··· Provided material

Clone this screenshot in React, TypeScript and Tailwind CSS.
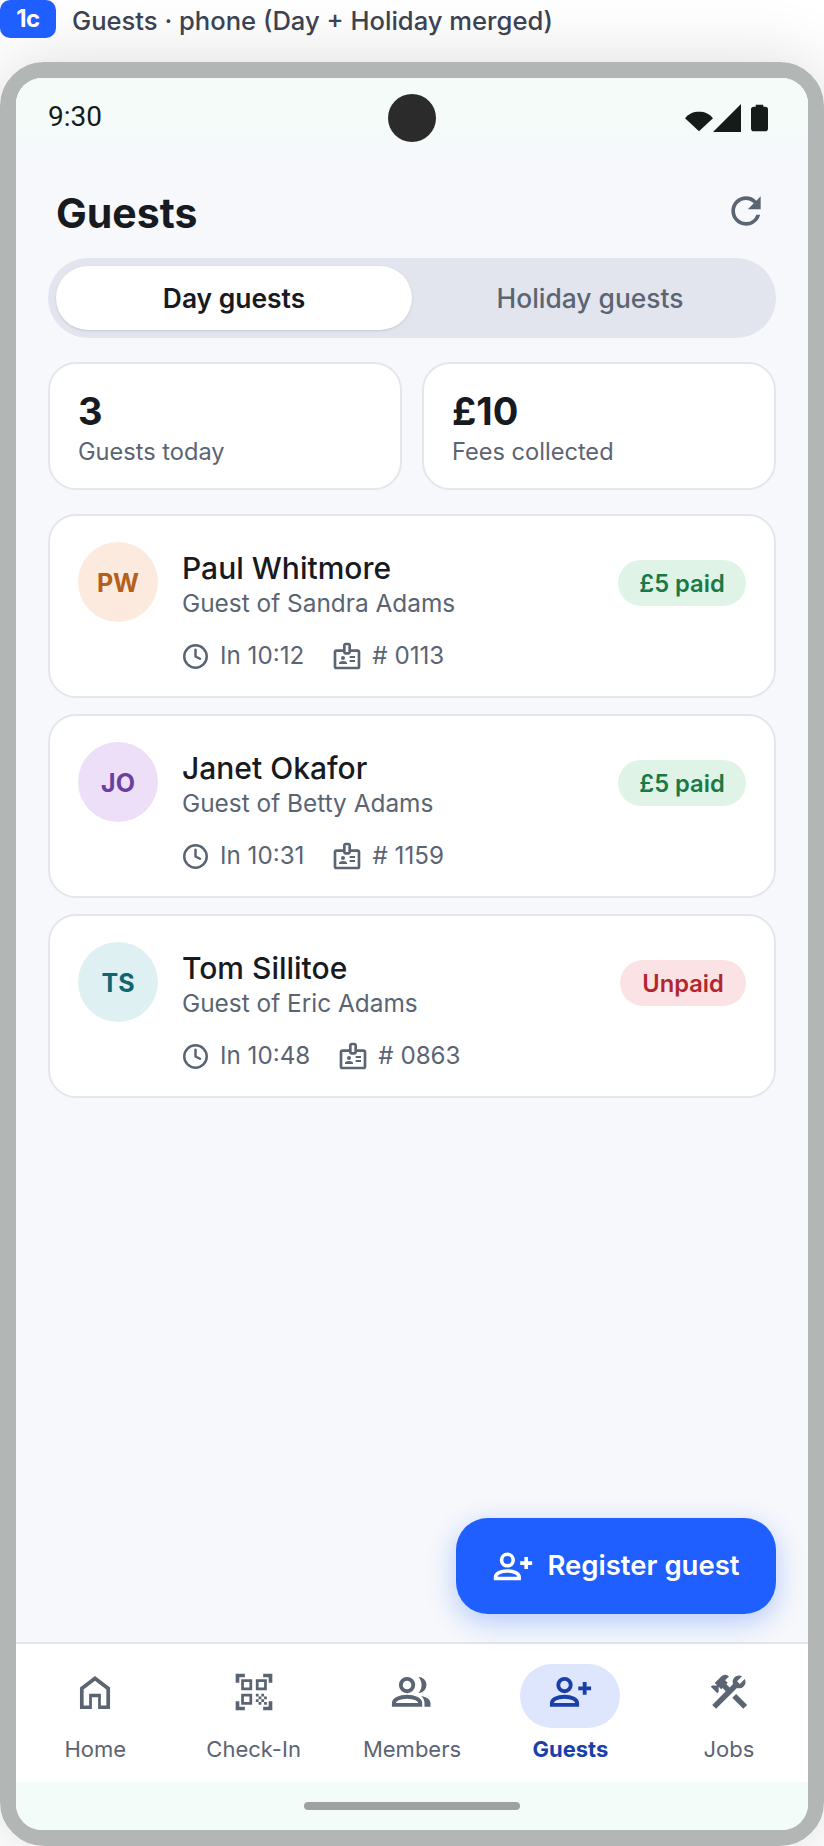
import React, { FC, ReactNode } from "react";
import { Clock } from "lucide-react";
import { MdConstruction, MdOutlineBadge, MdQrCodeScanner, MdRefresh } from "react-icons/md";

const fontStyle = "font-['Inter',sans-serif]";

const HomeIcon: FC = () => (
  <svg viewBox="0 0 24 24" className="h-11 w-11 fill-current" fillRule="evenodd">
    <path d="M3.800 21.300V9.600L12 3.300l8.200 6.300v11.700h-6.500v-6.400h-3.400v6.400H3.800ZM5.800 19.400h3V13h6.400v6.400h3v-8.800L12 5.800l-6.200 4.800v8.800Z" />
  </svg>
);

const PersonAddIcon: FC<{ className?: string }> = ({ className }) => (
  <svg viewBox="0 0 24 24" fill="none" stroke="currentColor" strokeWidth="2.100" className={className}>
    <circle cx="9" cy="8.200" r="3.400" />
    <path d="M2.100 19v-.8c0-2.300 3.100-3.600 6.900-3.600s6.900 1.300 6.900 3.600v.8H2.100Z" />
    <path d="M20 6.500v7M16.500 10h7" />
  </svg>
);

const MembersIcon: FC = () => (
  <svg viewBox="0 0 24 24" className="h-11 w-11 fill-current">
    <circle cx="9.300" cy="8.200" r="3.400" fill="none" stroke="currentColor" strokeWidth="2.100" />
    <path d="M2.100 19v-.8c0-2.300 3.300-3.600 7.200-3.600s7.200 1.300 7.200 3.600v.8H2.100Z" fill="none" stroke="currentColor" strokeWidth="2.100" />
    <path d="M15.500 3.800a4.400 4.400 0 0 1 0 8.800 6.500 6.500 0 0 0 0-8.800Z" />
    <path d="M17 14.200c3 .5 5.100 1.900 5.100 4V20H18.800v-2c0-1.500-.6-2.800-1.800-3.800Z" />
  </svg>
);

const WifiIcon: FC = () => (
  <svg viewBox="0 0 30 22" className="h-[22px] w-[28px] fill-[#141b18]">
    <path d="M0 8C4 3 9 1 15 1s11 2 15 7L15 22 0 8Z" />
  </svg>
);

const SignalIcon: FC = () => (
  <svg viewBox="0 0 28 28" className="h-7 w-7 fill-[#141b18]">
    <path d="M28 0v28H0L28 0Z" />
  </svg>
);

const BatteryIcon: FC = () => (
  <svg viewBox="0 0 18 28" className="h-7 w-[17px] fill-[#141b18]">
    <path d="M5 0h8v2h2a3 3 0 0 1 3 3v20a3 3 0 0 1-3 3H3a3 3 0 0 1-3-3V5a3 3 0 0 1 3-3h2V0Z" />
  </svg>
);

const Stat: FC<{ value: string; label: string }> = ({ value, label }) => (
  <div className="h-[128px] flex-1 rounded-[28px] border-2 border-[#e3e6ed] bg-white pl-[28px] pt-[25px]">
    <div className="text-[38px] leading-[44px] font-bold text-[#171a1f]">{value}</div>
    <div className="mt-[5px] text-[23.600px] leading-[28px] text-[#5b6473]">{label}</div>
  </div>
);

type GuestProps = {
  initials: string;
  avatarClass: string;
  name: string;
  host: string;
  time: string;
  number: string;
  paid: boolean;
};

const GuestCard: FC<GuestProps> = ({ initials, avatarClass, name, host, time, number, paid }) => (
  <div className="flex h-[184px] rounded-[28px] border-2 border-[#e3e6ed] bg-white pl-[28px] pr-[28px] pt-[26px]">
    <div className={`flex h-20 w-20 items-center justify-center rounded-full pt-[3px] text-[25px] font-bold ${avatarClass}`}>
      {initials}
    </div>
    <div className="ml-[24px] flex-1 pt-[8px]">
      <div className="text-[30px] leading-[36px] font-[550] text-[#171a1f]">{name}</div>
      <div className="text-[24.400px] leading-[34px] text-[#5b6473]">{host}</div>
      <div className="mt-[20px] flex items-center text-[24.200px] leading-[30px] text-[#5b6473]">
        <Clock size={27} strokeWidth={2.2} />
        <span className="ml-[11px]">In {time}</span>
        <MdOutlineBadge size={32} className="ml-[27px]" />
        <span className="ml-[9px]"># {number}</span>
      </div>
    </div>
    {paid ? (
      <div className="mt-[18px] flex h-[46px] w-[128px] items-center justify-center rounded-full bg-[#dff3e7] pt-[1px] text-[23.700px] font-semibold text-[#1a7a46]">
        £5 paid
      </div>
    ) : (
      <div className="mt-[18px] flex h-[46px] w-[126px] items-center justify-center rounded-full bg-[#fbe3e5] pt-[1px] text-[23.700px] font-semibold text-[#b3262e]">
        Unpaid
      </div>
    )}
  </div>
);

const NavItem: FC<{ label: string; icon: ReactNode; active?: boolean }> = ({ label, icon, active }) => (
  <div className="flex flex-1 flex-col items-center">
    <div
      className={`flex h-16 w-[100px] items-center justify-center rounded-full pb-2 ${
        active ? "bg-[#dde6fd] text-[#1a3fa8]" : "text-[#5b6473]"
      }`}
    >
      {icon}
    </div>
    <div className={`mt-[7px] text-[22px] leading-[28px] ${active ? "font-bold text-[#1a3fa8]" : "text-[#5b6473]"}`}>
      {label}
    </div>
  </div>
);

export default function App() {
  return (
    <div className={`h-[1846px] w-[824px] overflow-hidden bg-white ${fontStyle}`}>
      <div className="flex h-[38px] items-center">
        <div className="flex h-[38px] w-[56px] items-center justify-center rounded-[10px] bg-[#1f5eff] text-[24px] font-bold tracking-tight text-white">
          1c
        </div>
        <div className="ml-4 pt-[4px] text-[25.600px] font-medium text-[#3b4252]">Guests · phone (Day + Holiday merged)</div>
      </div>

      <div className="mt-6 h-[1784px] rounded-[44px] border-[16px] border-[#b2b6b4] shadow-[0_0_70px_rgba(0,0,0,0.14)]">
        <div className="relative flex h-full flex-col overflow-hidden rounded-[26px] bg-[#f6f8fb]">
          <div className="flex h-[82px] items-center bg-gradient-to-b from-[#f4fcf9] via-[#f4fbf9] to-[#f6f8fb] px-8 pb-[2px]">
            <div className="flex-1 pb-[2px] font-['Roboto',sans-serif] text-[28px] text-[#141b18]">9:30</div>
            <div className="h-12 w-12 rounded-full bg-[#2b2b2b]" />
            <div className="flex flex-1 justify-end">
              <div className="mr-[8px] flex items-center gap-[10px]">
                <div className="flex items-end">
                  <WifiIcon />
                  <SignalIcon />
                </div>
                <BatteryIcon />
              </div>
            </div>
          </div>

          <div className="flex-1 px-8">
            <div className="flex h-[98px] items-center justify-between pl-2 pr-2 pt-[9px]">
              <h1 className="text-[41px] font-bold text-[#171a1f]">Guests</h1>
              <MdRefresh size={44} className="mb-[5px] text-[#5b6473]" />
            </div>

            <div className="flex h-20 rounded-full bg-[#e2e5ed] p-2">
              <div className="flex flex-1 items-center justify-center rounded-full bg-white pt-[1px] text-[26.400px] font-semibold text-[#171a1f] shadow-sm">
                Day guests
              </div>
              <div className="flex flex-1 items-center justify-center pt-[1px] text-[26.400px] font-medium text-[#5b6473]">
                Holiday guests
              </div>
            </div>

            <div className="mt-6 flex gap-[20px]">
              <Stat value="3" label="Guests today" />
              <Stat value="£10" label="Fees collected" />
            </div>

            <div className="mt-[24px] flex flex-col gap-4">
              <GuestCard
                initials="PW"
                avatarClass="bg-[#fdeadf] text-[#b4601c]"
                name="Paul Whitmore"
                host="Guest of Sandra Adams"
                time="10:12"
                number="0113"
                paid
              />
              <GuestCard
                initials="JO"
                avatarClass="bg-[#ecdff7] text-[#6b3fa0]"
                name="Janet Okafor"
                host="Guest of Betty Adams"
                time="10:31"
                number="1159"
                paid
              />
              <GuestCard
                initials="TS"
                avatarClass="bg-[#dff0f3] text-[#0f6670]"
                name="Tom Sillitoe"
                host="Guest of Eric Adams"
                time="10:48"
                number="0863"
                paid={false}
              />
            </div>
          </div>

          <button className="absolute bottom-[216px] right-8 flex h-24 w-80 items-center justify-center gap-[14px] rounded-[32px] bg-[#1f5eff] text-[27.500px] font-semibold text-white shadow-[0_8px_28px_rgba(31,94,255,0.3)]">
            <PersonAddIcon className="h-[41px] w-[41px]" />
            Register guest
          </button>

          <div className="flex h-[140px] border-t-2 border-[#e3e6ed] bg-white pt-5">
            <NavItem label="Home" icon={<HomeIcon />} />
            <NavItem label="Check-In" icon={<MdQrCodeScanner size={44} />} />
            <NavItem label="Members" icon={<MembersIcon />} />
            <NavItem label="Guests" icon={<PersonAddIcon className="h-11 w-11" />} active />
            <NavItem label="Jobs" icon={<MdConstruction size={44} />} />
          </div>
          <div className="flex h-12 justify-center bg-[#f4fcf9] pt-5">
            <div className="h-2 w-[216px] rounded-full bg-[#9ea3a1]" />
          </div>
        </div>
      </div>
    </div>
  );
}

······

▸ What is being asked:
Please quote the lines of the material, beginning with the first and ending with the one that contains "MdOutlineBadge, MdQrCodeScanner, MdRefresh", exactly as written and without any pictures.

▸ Exercise response:
Clone this screenshot in React, TypeScript and Tailwind CSS.
import React, { FC, ReactNode } from "react";
import { Clock } from "lucide-react";
import { MdConstruction, MdOutlineBadge, MdQrCodeScanner, MdRefresh } from "react-icons/md";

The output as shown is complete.